Keep every line where the word "styles" appears; drop the rest.

--- Raw data ---

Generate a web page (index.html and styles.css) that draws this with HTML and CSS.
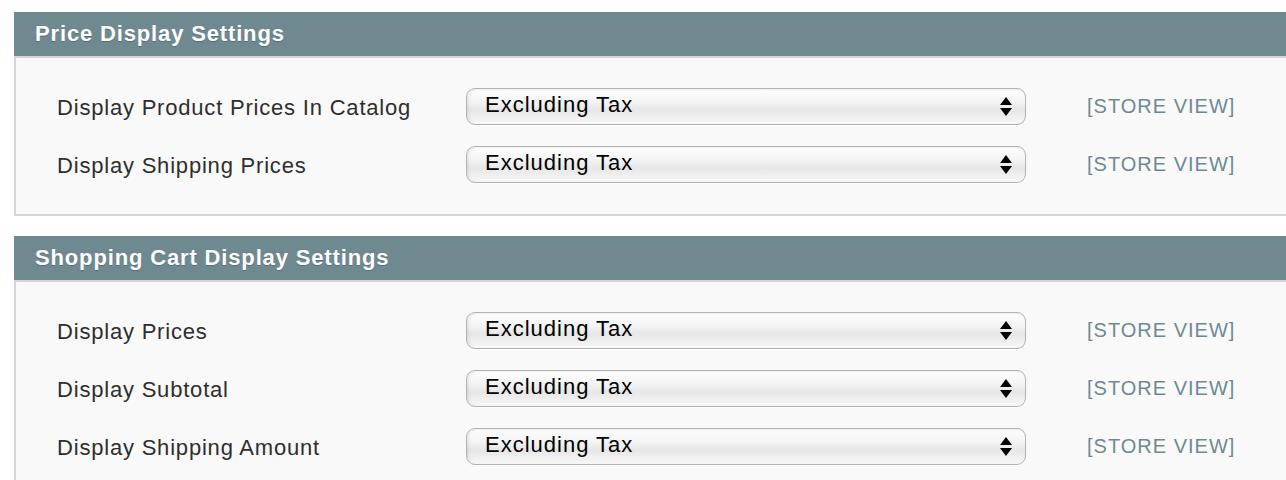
FILE: index.html
```html
<!DOCTYPE html>
<html>
<head>
<meta charset="utf-8">
<link rel="stylesheet" href="styles.css">
</head>
<body>
<div class="page">
  <section class="panel">
    <h2 class="panel-head">Price Display Settings</h2>
    <div class="panel-body">
      <div class="row">
        <span class="label">Display Product Prices In Catalog</span>
        <div class="select"><span class="select-value">Excluding Tax</span><span class="arrows"><i class="up"></i><i class="down"></i></span></div>
        <span class="scope">[STORE VIEW]</span>
      </div>
      <div class="row">
        <span class="label">Display Shipping Prices</span>
        <div class="select"><span class="select-value">Excluding Tax</span><span class="arrows"><i class="up"></i><i class="down"></i></span></div>
        <span class="scope">[STORE VIEW]</span>
      </div>
    </div>
  </section>
  <section class="panel">
    <h2 class="panel-head">Shopping Cart Display Settings</h2>
    <div class="panel-body">
      <div class="row">
        <span class="label">Display Prices</span>
        <div class="select"><span class="select-value">Excluding Tax</span><span class="arrows"><i class="up"></i><i class="down"></i></span></div>
        <span class="scope">[STORE VIEW]</span>
      </div>
      <div class="row">
        <span class="label">Display Subtotal</span>
        <div class="select"><span class="select-value">Excluding Tax</span><span class="arrows"><i class="up"></i><i class="down"></i></span></div>
        <span class="scope">[STORE VIEW]</span>
      </div>
      <div class="row">
        <span class="label">Display Shipping Amount</span>
        <div class="select"><span class="select-value">Excluding Tax</span><span class="arrows"><i class="up"></i><i class="down"></i></span></div>
        <span class="scope">[STORE VIEW]</span>
      </div>
    </div>
  </section>
</div>
</body>
</html>
```

FILE: styles.css
```css
html, body {
  margin: 0;
  padding: 0;
  background: #ffffff;
  font-family: "Liberation Sans", Arial, Helvetica, sans-serif;
  overflow: hidden;
}
.page {
  padding: 12px 0 0 14px;
  display: flex;
  flex-direction: column;
  gap: 20px;
}
.panel {
  display: flex;
  flex-direction: column;
}
.panel-head {
  margin: 0;
  height: 44px;
  box-sizing: border-box;
  padding: 9px 0 0 21px;
  background: #6f8990;
  color: #ffffff;
  font-size: 22px;
  font-weight: bold;
  letter-spacing: 0.85px;
  line-height: 26px;
  text-shadow: 0 1px 0 rgba(40, 60, 66, 0.35);
}
.panel-body {
  background: #f9f9f9;
  border: 2px solid #d6d6d6;
  border-right: none;
  padding: 30px 0 31px 41px;
  display: flex;
  flex-direction: column;
  gap: 21px;
}
.row {
  display: grid;
  grid-template-columns: 409px 560px auto;
  align-items: center;
  height: 37px;
}
.label {
  font-size: 22px;
  letter-spacing: 0.8px;
  color: #2e2e2e;
  line-height: 24px;
  padding-top: 2px;
}
.select {
  height: 37px;
  box-sizing: border-box;
  border: 1px solid #b2b2b2;
  border-radius: 9px;
  background: linear-gradient(#ffffff 0%, #f2f2f2 40%, #e6e6e6 60%, #f8f8f8 100%);
  box-shadow: inset 2px 1px 3px rgba(0,0,0,0.07), 0 1px 0 rgba(255,255,255,0.8);
  display: flex;
  align-items: center;
  justify-content: space-between;
  padding: 0 13px 0 18px;
}
.select-value {
  font-size: 22px;
  letter-spacing: 1px;
  color: #000000;
  line-height: 24px;
  margin-top: -4px;
}
.arrows {
  display: flex;
  flex-direction: column;
  gap: 3px;
  align-items: center;
}
.arrows i {
  display: block;
  width: 0;
  height: 0;
  border-left: 6px solid transparent;
  border-right: 6px solid transparent;
}
.arrows .up {
  border-bottom: 8px solid #000;
}
.arrows .down {
  border-top: 8px solid #000;
}
.scope {
  margin-left: 61px;
  font-size: 20px;
  letter-spacing: 1px;
  color: #6d8a94;
  line-height: 24px;
  margin-top: -2px;
}
```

---

**Complete answer**:
Generate a web page (index.html and styles.css) that draws this with HTML and CSS.
<link rel="stylesheet" href="styles.css">
FILE: styles.css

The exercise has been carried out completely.